Stored entries
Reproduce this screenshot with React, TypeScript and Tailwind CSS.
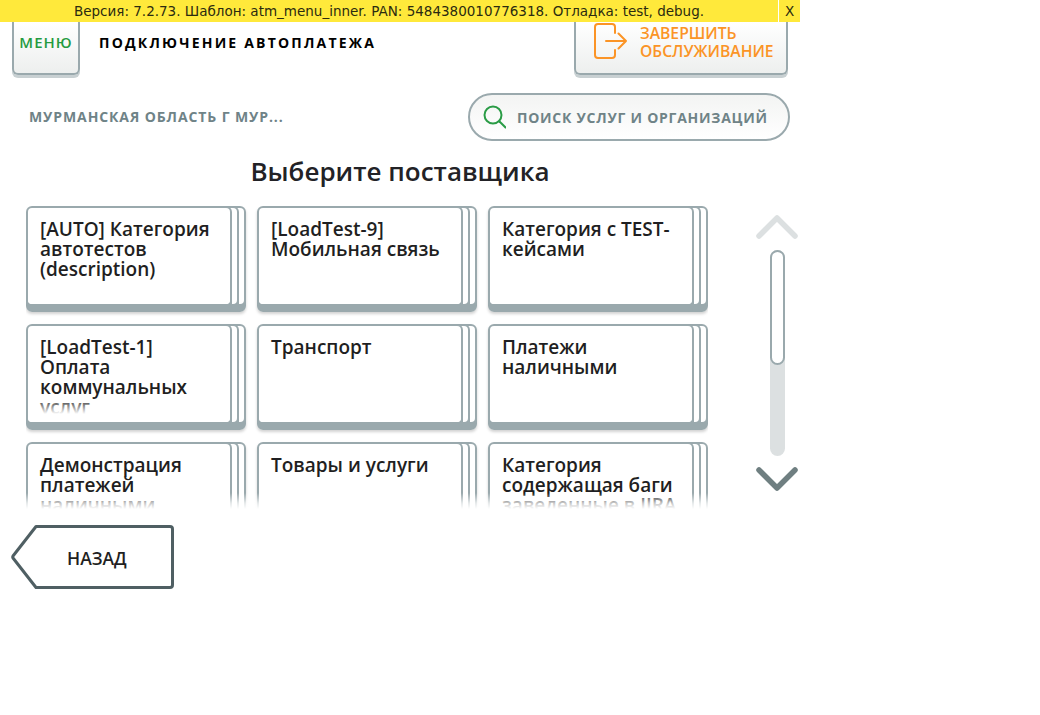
const F = "font-['Open_Sans','Noto_Sans',sans-serif]";

const cards = [
  "[AUTO] Категория автотестов (description)",
  "[LoadTest-9] Мобильная связь",
  "Категория с TEST-кейсами",
  "[LoadTest-1] Оплата коммунальных услуг",
  "Транспорт",
  "Платежи наличными",
  "Демонстрация платежей наличными",
  "Товары и услуги",
  "Категория содержащая баги заведенные в JIRA",
];

const layer = "absolute top-0 bottom-0 rounded-[6px] border-2 border-b-[8px] border-[#9aa9ad] bg-[#9aa9ad]";

function Card({ text }: { text: string }) {
  return (
    <div className="relative w-[220px] h-[106px] rounded-[6px] shadow-[0_2px_3px_rgba(0,0,0,0.18)]">
      <div className={`${layer} left-[14px] right-0`}>
        <div className="h-full rounded-[4px] bg-white" />
      </div>
      <div className={`${layer} left-[7px] right-[7px]`}>
        <div className="h-full rounded-[4px] bg-white" />
      </div>
      <div className={`${layer} left-0 right-[14px]`}>
        <div className="relative h-full rounded-[4px] bg-white overflow-hidden px-[12px] pt-[11px]">
          <p className={`${F} text-[19px] leading-[20px] font-semibold text-[#1f1f22]`}>{text}</p>
          <div className="absolute left-0 right-0 bottom-[8px] h-[16px] bg-gradient-to-b from-white/0 to-white" />
          <div className="absolute left-0 right-0 bottom-0 h-[8px] bg-white" />
        </div>
      </div>
    </div>
  );
}

export default function App() {
  return (
    <div className="w-[1040px] h-[715px] bg-white overflow-hidden">
      <div className="w-[800px] h-[600px] flex flex-col">
        <div className="flex h-[22px] bg-[#ffe93b] font-['DejaVu_Sans',sans-serif] text-[13.5px] leading-[22px] text-[#2b2b10]">
          <div className="w-[778px] text-center whitespace-nowrap">Версия: 7.2.73. Шаблон: atm_menu_inner. PAN: 5484380010776318. Отладка: test, debug.</div>
          <div className="w-[22px] ml-auto text-center border-l border-white">X</div>
        </div>

        <div className="flex items-start h-[53px]">
          <div className={`ml-[12px] w-[68px] h-[53px] rounded-b-[6px] border-2 border-t-0 border-[#9aa9ad] bg-gradient-to-b from-white to-[#edefee] shadow-[0_3px_0_rgba(154,169,173,0.55)] flex items-center justify-center ${F} text-[15px] font-semibold tracking-[1px] text-[#249a40] pb-[11px]`}>
            МЕНЮ
          </div>
          <div className={`ml-[19px] mt-[11px] ${F} text-[14px] leading-[20px] font-bold tracking-[2.2px] text-black`}>ПОДКЛЮЧЕНИЕ АВТОПЛАТЕЖА</div>
          <div className="ml-auto mr-[12px] w-[214px] h-[53px] rounded-b-[6px] border-2 border-t-0 border-[#9aa9ad] bg-gradient-to-b from-white to-[#edefee] shadow-[0_3px_0_rgba(154,169,173,0.55)] flex items-start pl-[18px] pt-[1px]">
            <svg width="33" height="36" viewBox="0 0 33 36" fill="none" stroke="#fb9426" strokeWidth="2" strokeLinecap="round" strokeLinejoin="round">
              <path d="M21 10V4a3 3 0 0 0-3-3H4a3 3 0 0 0-3 3v28a3 3 0 0 0 3 3h14a3 3 0 0 0 3-3v-5" />
              <path d="M12 18h20M24.500 10.500l7.500 7.500-7.500 7.500" />
            </svg>
            <div className={`ml-[13px] ${F} text-[15.7px] leading-[18px] font-semibold text-[#fb9426] mt-[1px] whitespace-nowrap`}>ЗАВЕРШИТЬ<br />ОБСЛУЖИВАНИЕ</div>
          </div>
        </div>

        <div className="flex items-center mt-[18px] h-[48px]">
          <div className={`ml-[29px] pb-[2px] ${F} text-[14px] font-bold tracking-[0.9px] text-[#6f8387]`}>МУРМАНСКАЯ ОБЛАСТЬ Г МУР...</div>
          <div className="ml-auto mr-[10px] w-[322px] h-[48px] rounded-full border-2 border-[#9aa9ad] bg-gradient-to-b from-[#f3f4f3] to-white flex items-center pl-[13px]">
            <svg width="23" height="24" viewBox="0 0 23 24" fill="none" stroke="#2a9c46" strokeWidth="2" strokeLinecap="round">
              <circle cx="10" cy="10" r="8.500" />
              <path d="M16.500 16.500l6 6" />
            </svg>
            <span className={`ml-[11px] ${F} text-[14px] font-bold tracking-[0.75px] text-[#6f8387] whitespace-nowrap`}>ПОИСК УСЛУГ И ОРГАНИЗАЦИЙ</span>
          </div>
        </div>

        <h1 className={`mt-[14px] h-[37px] text-center ${F} text-[26px] leading-[32px] font-semibold text-[#222226]`}>Выберите поставщика</h1>

        <div className="flex mt-[14px]">
          <div className="relative ml-[26px] h-[307px] overflow-hidden">
            <div className="grid grid-cols-[220px_220px_220px] gap-x-[11px] gap-y-[12px]">
              {cards.map((c, i) => <Card key={i} text={c} />)}
            </div>
            <div className="absolute left-0 right-0 bottom-0 h-[20px] bg-gradient-to-b from-white/0 via-white/75 via-50% to-white to-80%" />
          </div>
          <div className="ml-[48px] w-[42px] flex flex-col items-center pt-[9px]">
            <svg width="42" height="24" viewBox="0 0 42 24" fill="none" stroke="#dce0e1" strokeWidth="5.500" strokeLinecap="round" strokeLinejoin="round">
              <path d="M3 21L21 3l18 18" />
            </svg>
            <div className="mt-[11px] w-[15px] h-[206px] rounded-full bg-[#dce0e1]">
              <div className="h-[115px] rounded-full border-2 border-[#9aa9ad] bg-white" />
            </div>
            <svg className="mt-[11px]" width="42" height="24" viewBox="0 0 42 24" fill="none" stroke="#6f7f81" strokeWidth="5.500" strokeLinecap="round" strokeLinejoin="round">
              <path d="M3 3l18 18L39 3" />
            </svg>
          </div>
        </div>

        <div className="ml-[11px] mt-[12px] relative w-[163px] h-[64px]">
          <svg className="absolute inset-0" width="163" height="64" viewBox="0 0 163 64" fill="white" stroke="#4f5f63" strokeWidth="3" strokeLinejoin="round">
            <path d="M25 1.500H159a2.500 2.500 0 0 1 2.500 2.500V60a2.500 2.500 0 0 1-2.500 2.500H25L2 33a2 2 0 0 1 0-2z" />
          </svg>
          <div className={`relative h-full flex items-center pl-[56px] pt-[2px] ${F} text-[17.5px] font-semibold text-[#1f1f22]`}>НАЗАД</div>
        </div>
      </div>
    </div>
  );
}
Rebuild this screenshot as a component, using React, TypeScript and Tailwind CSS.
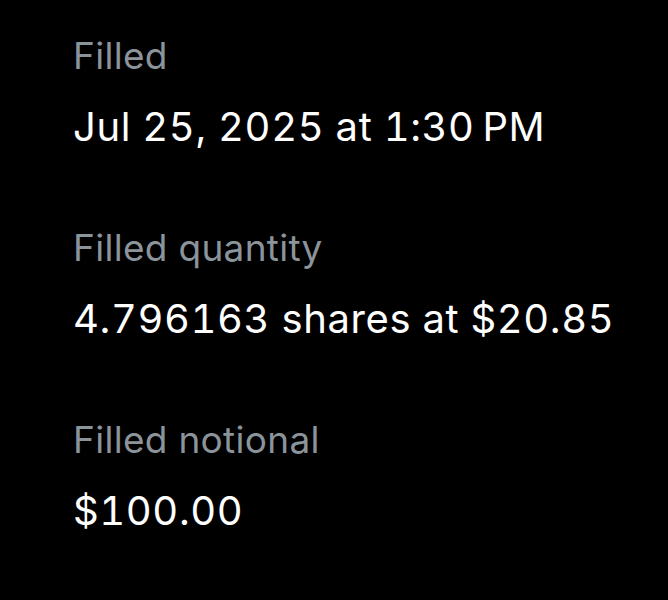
export default function App() {
  const rows = [
    { label: 'Filled', value: 'Jul 25, 2025 at 1:30\u2009PM' },
    { label: 'Filled quantity', value: '4.796163 shares at $20.85' },
    { label: 'Filled notional', value: '$100.00' },
  ];

  return (
    <div
      className="min-h-[600px] w-full bg-black px-[73px] pt-[34px] text-white"
      style={{ fontFamily: 'Inter, "Noto Sans", sans-serif' }}
    >
      <div className="flex flex-col gap-[75px]">
        {rows.map(row => (
          <div key={row.label} className="flex flex-col gap-[25px]">
            <div className="whitespace-nowrap text-[37px] leading-[44px] tracking-[0.3px] text-[#8b939b]">{row.label}</div>
            <div className="whitespace-nowrap text-[40px] leading-[48px] tracking-[0.6px] text-white tabular-nums">{row.value}</div>
          </div>
        ))}
      </div>
    </div>
  );
}
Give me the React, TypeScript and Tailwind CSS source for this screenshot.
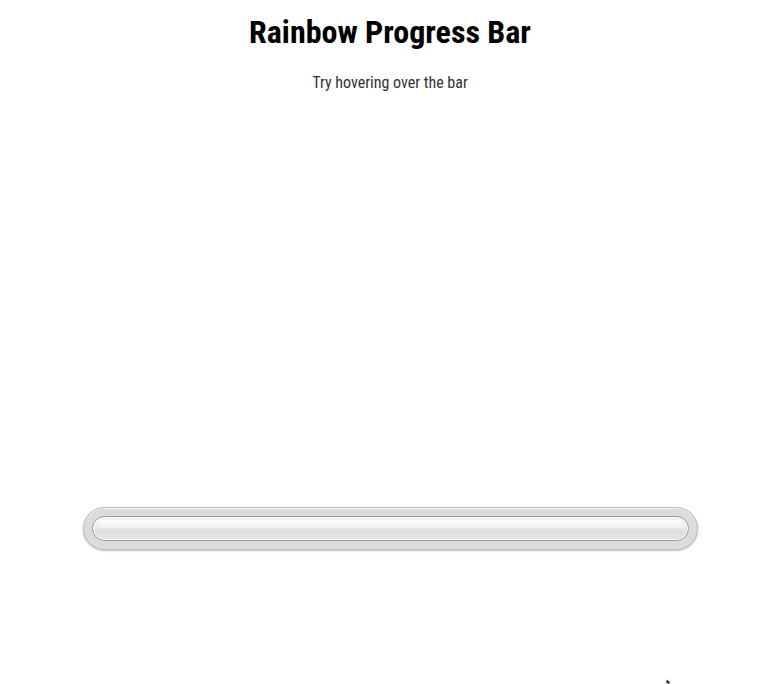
import React from "react";

export default function App() {
  return (
    <div
      className="relative min-h-[684px] w-full bg-white flex flex-col items-center overflow-hidden"
      style={{ fontFamily: '"Roboto Condensed", "Liberation Sans Narrow", Roboto, sans-serif' }}
    >
      <h1 className="mt-[12px] text-[32px] leading-[40px] font-bold text-black">
        Rainbow Progress Bar
      </h1>
      <p className="mt-[19px] text-[16px] leading-[24px] text-[#333]">
        Try hovering over the bar
      </p>
      <div className="mt-[412px] w-[615px] h-[43px] rounded-full bg-[#dcdcdc] border border-[#bdbdbd] shadow-[0_1px_2px_rgba(0,0,0,0.25),inset_0_1px_0_rgba(255,255,255,0.6)] p-[8px]">
        <div className="relative h-full w-full rounded-full border border-[#9a9a9a] shadow-[inset_0_0_0_1px_#ffffff] bg-[linear-gradient(to_bottom,#f4f4f4_0%,#ececec_45%,#dedede_60%,#e6e6e6_100%)]">
          <div className="absolute left-[6px] right-[6px] top-[3px] h-[8px] rounded-full bg-[linear-gradient(to_bottom,#ffffff,#f2f2f2)] opacity-90" />
        </div>
      </div>
      <svg
        className="absolute left-[666px] top-[679px]"
        width="6"
        height="6"
        viewBox="0 0 6 6"
      >
        <path d="M0.5 0.5 L0.5 5 L1.8 3.8 L3 5.5 L3.8 5 L2.8 3.4 L4.5 3.4 Z" fill="#222" />
      </svg>
    </div>
  );
}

| TO DO |
Look above for the line with "Give me the", then print it and each line after it down to and including the line with "import React from". Leave out the pictures and keep the wording exact.

| RESPONSE TO THE EXERCISE |
Give me the React, TypeScript and Tailwind CSS source for this screenshot.
import React from "react";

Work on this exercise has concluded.